Creating a Bottom-Up Assembly

Creating a Bottom-Up Assembly

Path: Insert | Existing Component

Use this to ...

• Create a bottom-up assembly.

Key Points

• This technique is similar to building a toy with 'some assembly required.' The necessary components are already available; you just need to put them together.

Prerequisites

• You should be in the Assembly Design workbench.

Process: Adding a Component to an Assembly Using Bottom-Up Techniques

1. Select Insert | Existing Component. CATIA prompts you to select a product component to add the existing component to.

2. In the Specification Tree, pick a component. The File Selection dialog displays.

3. Navigate to the required part, select it, and click Open. The part is added to the Specification Tree and is displayed in the Graphics window.

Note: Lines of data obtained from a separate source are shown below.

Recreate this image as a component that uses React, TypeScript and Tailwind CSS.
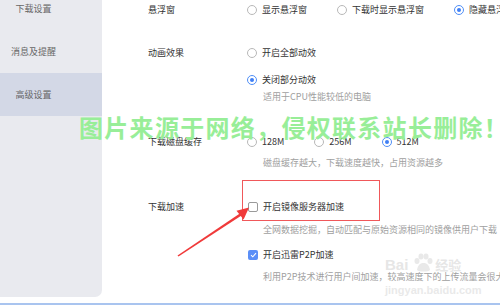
import React from "react";

function Radio({ checked = false }: { checked?: boolean }) {
  return (
    <span
      className={
        "flex h-[10px] w-[10px] shrink-0 items-center justify-center rounded-full border bg-white " +
        (checked ? "border-[#4f8ef7]" : "border-[#b8b8b8]")
      }
    >
      {checked && <span className="h-[4px] w-[4px] rounded-full bg-[#3f7ff5]" />}
    </span>
  );
}

function Opt({ label, checked = false, last = false }: { label: string; checked?: boolean; last?: boolean }) {
  return (
    <div className={"flex shrink-0 items-center " + (last ? "" : "mr-[30px]")}>
      <Radio checked={checked} />
      <span className="ml-[5px] whitespace-nowrap">{label}</span>
    </div>
  );
}

function Check({ checked = false }: { checked?: boolean }) {
  return checked ? (
    <span className="flex h-[10px] w-[10px] shrink-0 items-center justify-center rounded-[2px] bg-[#5b8ff7]">
      <svg width="7" height="6" viewBox="0 0 7 6">
        <path d="M1 3.2 L2.8 4.8 L6 1.2" fill="none" stroke="white" strokeWidth="1.1" />
      </svg>
    </span>
  ) : (
    <span className="h-[10px] w-[10px] shrink-0 rounded-[2px] border border-[#9a9a9a] bg-white" />
  );
}

export default function App() {
  return (
    <div className="relative flex h-[307px] w-[500px] flex-col overflow-hidden bg-white font-['Noto_Sans_CJK_SC',sans-serif] text-[9px] leading-[12px] text-[#333]">
      <div className="flex h-[297px]">
        {/* Sidebar */}
        <div className="flex h-[297px] w-[102px] shrink-0 flex-col overflow-hidden rounded-br-[7px] bg-[#e9eaef] text-[#666]">
          <div className="-mt-[13px] flex h-[43px] shrink-0 items-center">
            <span className="w-[67px] text-center">下载设置</span>
          </div>
          <div className="flex h-[43px] shrink-0 items-center">
            <span className="w-[67px] text-center">消息及提醒</span>
          </div>
          <div className="flex h-[43px] shrink-0 items-center bg-[#d3d8e6]">
            <span className="w-[67px] text-center">高级设置</span>
          </div>
        </div>

        {/* Main */}
        <div className="flex flex-1 flex-col pl-[46px] pt-[4px]">
          {/* 悬浮窗 */}
          <div className="flex">
            <div className="w-[99px] shrink-0">悬浮窗</div>
            <div className="flex">
              <Opt label="显示悬浮窗" />
              <Opt label="下载时显示悬浮窗" />
              <Opt label="隐藏悬浮窗" checked last />
            </div>
          </div>

          {/* 动画效果 */}
          <div className="mt-[31px] flex">
            <div className="w-[99px] shrink-0">动画效果</div>
            <div className="flex flex-col">
              <Opt label="开启全部动效" last />
              <div className="mt-[15px]">
                <Opt label="关闭部分动效" checked last />
              </div>
              <div className="mt-[5px] pl-[16px] whitespace-nowrap text-[#a0a0a0]">适用于CPU性能较低的电脑</div>
            </div>
          </div>

          {/* 下载磁盘缓存 */}
          <div className="mt-[33px] flex">
            <div className="w-[99px] shrink-0">下载磁盘缓存</div>
            <div className="flex flex-col">
              <div className="flex">
                <Opt label="128M" />
                <Opt label="256M" />
                <Opt label="512M" checked last />
              </div>
              <div className="mt-[9px] pl-[16px] whitespace-nowrap text-[#a0a0a0]">磁盘缓存越大，下载速度越快，占用资源越多</div>
            </div>
          </div>

          {/* 下载加速 */}
          <div className="mt-[32px] flex">
            <div className="w-[99px] shrink-0">下载加速</div>
            <div className="flex flex-col">
              <div className="flex items-center pl-[1px]">
                <Check />
                <span className="ml-[5px] whitespace-nowrap">开启镜像服务器加速</span>
              </div>
              <div className="mt-[11px] pl-[16px] whitespace-nowrap text-[#a0a0a0]">全网数据挖掘，自动匹配与原始资源相同的镜像供用户下载</div>
              <div className="mt-[13px] flex items-center pl-[1px]">
                <Check checked />
                <span className="ml-[5px] whitespace-nowrap">开启迅雷P2P加速</span>
              </div>
              <div className="mt-[10px] pl-[16px] whitespace-nowrap text-[#a0a0a0]">利用P2P技术进行用户间加速，较高速度下的上传流量会很大</div>
            </div>
          </div>
        </div>
      </div>
      <div className="h-[6px] shrink-0" />
      <div className="h-[2px] shrink-0 bg-[#a9c4ef]" />

      {/* Red annotation box */}
      <div className="absolute left-[242px] top-[180px] h-[41px] w-[138px] border border-[#f0585a]" />

      {/* Red arrow */}
      <svg className="absolute left-0 top-0" width="500" height="307" viewBox="0 0 500 307">
        <polygon points="177.5,255.6 178.5,256.4 241.5,215.5 240.2,213.3" fill="#f03a3a" />
        <polygon points="249,207.5 236.5,210.8 243.6,219.5" fill="#f03a3a" />
      </svg>

      {/* Baidu watermark */}
      <div className="pointer-events-none absolute left-[385px] top-[253px] flex flex-col text-[#c8c8c8] opacity-45">
        <div className="flex items-end">
          <span className="font-['Liberation_Sans',sans-serif] text-[15px] font-bold leading-[16px]">Bai</span>
          <svg className="ml-[4px]" width="22" height="20" viewBox="0 0 22 20">
            <ellipse cx="5" cy="8" rx="2.5" ry="3" fill="#cfcfcf" />
            <ellipse cx="9" cy="3.5" rx="2.5" ry="3" fill="#cfcfcf" />
            <ellipse cx="14" cy="3.5" rx="2.5" ry="3" fill="#cfcfcf" />
            <ellipse cx="18" cy="8" rx="2.5" ry="3" fill="#cfcfcf" />
            <path d="M5 17 C6 11 9 10 11.5 10 C14 10 17 11 18 17 C16 19 7 19 5 17 Z" fill="#cfcfcf" />
          </svg>
          <span className="ml-[1px] text-[13px] font-bold leading-[16px]">经验</span>
        </div>
        <span className="mt-[12px] font-['Liberation_Sans',sans-serif] text-[11px] font-bold leading-[10px] text-[#d0d0d0]">jingyan.baidu.com</span>
      </div>

      {/* Green watermark */}
      <div className="pointer-events-none absolute left-[79px] top-[113px] whitespace-nowrap text-[24px] font-bold leading-[28px] tracking-[1.3px] text-[#98ee98]">
        图片来源于网络，侵权联系站长删除！
      </div>
    </div>
  );
}
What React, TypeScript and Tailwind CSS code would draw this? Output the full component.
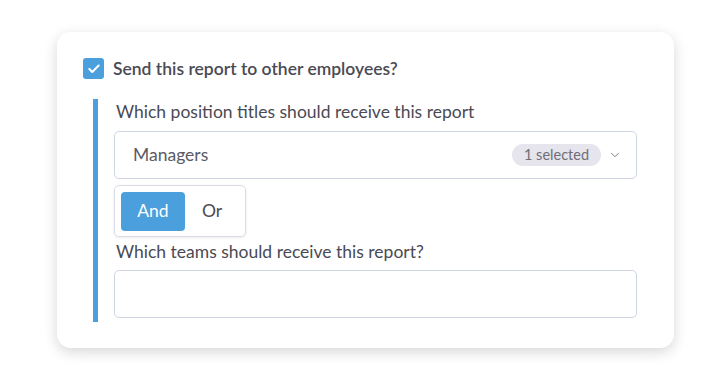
import { Check, ChevronDown } from 'lucide-react'

export default function App() {
  return (
    <div className="min-h-screen bg-white pt-[32px] pl-[57px] font-['Lato','Noto_Sans',sans-serif] text-[#4a4a54]">
      <div className="w-[617px] h-[316px] rounded-[14px] bg-white shadow-[0_4px_14px_rgba(0,0,0,0.16)] pt-[26px] pl-[26px] pr-[37px]">
        <label className="flex items-center gap-[9px] h-[21px]">
          <span className="w-[21px] h-[21px] rounded-[3px] bg-[#4a9fdc] flex items-center justify-center">
            <Check className="w-[14px] h-[14px] text-white" strokeWidth={3.5} />
          </span>
          <span className="text-[17.5px] font-semibold leading-none">Send this report to other employees?</span>
        </label>

        <div className="mt-[20px] ml-[10px] border-l-[5px] border-[#4a9fdc] pl-[16px] pt-[1px] pb-[4px]">
          <div className="pl-[2px] text-[17.5px] leading-[24px]">Which position titles should receive this report</div>
          <div className="mt-[7px] h-[48px] rounded-[5px] border border-[#cfd5e3] flex items-center pl-[18px] pr-[14px]">
            <span className="text-[17.5px] text-[#5a5a64] flex-1">Managers</span>
            <span className="h-[22px] px-[12px] rounded-full bg-[#e6e4ec] text-[14.5px] text-[#6e6e78] flex items-center">1 selected</span>
            <ChevronDown className="ml-[7px] w-[14px] h-[14px] text-[#6e6e78]" strokeWidth={1.5} />
          </div>

          <div className="mt-[6px] w-[132px] h-[52px] rounded-[5px] border border-[#dcdbe3] shadow-[0_1px_3px_rgba(0,0,0,0.08)] p-[6px] flex">
            <button className="w-[64px] h-[39px] rounded-[4px] bg-[#4a9fdc] text-white text-[17.5px]">And</button>
            <button className="flex-1 h-[39px] text-[17.5px] text-[#4a4a54]">Or</button>
          </div>

          <div className="mt-[3px] pl-[2px] text-[17.5px] leading-[24px]">Which teams should receive this report?</div>
          <div className="mt-[6px] h-[48px] rounded-[5px] border border-[#cfd5e3]" />
        </div>
      </div>
    </div>
  )
}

4. Position the component with constraints or absolutely.

5. Repeat the process until all assembly components are added.

Snap and Smart Move

Snap and Smart Move

Path:
Edit | Move | Snap
Edit | Move | Smart Move

Use this to ...

• Move a component onto another component by snapping similar part geometry together.
• Move a component onto another component by snapping individual part geometry together and apply constraints.

Prerequisites

• You should be in the Assembly Design workbench.

Process: Snapping Components Together

1. Select Edit | Move | Snap. CATIA prompts you to select the first geometric element to be used.

2. In the Graphics window, pick the first element on a part. This component moves during the operation.

3. In the Graphics window, pick the second element. This component remains stationary during the operation. CATIA snaps the two components together and displays a green arrow and axis of rotation in the Graphics window.

4. Click the arrow to reverse the component, if necessary.

5. Click in free space to validate the move.

Process: Using Smart Move to Constrain Components

1. Select Edit | Move | Smart Move to display the Smart Move dialog.

2. Click More to expand the dialog.

3. Activate Automatic constraint creation.

4. In the Graphics window, pick an element from the component to move.

5. In the Graphics window, pick an element from the stationary component.
Note that for many element types, CATIA snaps the two components together and displays a green arrow and axis of rotation in the Graphics window.

6. If necessary, click the arrow to reverse the component.

7. Click in the background of Graphics window to add the constraint, and display the message Constraint is created in the dialog.

8. Click OK to close the dialog.

Options

Smart Move Dialog

Allows you to define how a component is moved by snapping and gives you the option of creating constraints.

Automatic Constraint Creation

Activate this option to create a constraint when the component snaps or moves into position.

Quick Constraint

Lets you define the priority with which constraints apply to components. CATIA will apply the first relevant constraint to the type of geometry picked.

Move Constraint Up

Moves a constraint up one level in the Quick Constraint list.

Move Constraint Down

Moves a constraint down one level in the Quick Constraint list.

Create Verified Constraints First

Allows CATIA to create suitable constraints when using the command based on the geometry selected.

Tips

• You do not have to specify both sets of geometry when using the Smart Move feature. CATIA lets you pick the first geometrical element and drag it onto another similar element before applying a constraint.